Yes, it was Robin, all right; but Robin subtly changed. His features were—was it older? They were the features of a young man; but there was a set of purpose about the profile that was unfamiliar to her. Two slightly out-of-focus faces in the background, watching him with something approaching raptness, added to the completely authoritative, unselfconscious pose of the speaker. And Peg knew that from that picture alone, something within her would never again let her speak of Robin as “that child.” It was a jarring realization, for “Robin” and “Childishness” were all but inseparable associations in her mind.
She became conscious of Voisier’s long white hand hovering in front of her. She looked up and clutched the picture. “You want it back?”
“I’d… oh, I have the negative. Go ahead.” The quizzical smile appeared again.
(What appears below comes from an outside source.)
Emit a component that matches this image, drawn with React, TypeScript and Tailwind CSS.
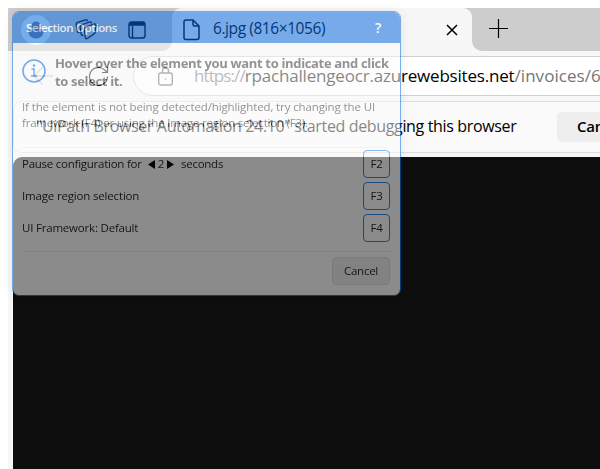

Peg slipped the picture into her pocketbook, closed it tightly, and only when she felt Voisier’s amused eyes on her hands did she relax her grip on the clasp. She said, “How do you think I can help you locate him?”
Voisier put the tips of his fingers together and eyed her over them. “In that book of yours,” he said, indicating the thick binder of prognosis carbons, “you probably have information which would help us to predict at least what sort of surroundings Robin English would find for himself. I know what businesses he’s in, and pretty much how he’s conducting them. Certainly we could draw some pretty shrewd conclusions.” He paused, and looked thoughtfully at the second joints of his fingers, one after the other. “All I have to do is see him once. Just once,” he said as if to himself. When I do, I can find out where he is living, what he is doing every hour, where he is liable to str… ah… jump next.”
“You almost said ‘where he will strike next,’ “ Peg said.
“Did I? I didn’t know. That’s ridiculous, of course.”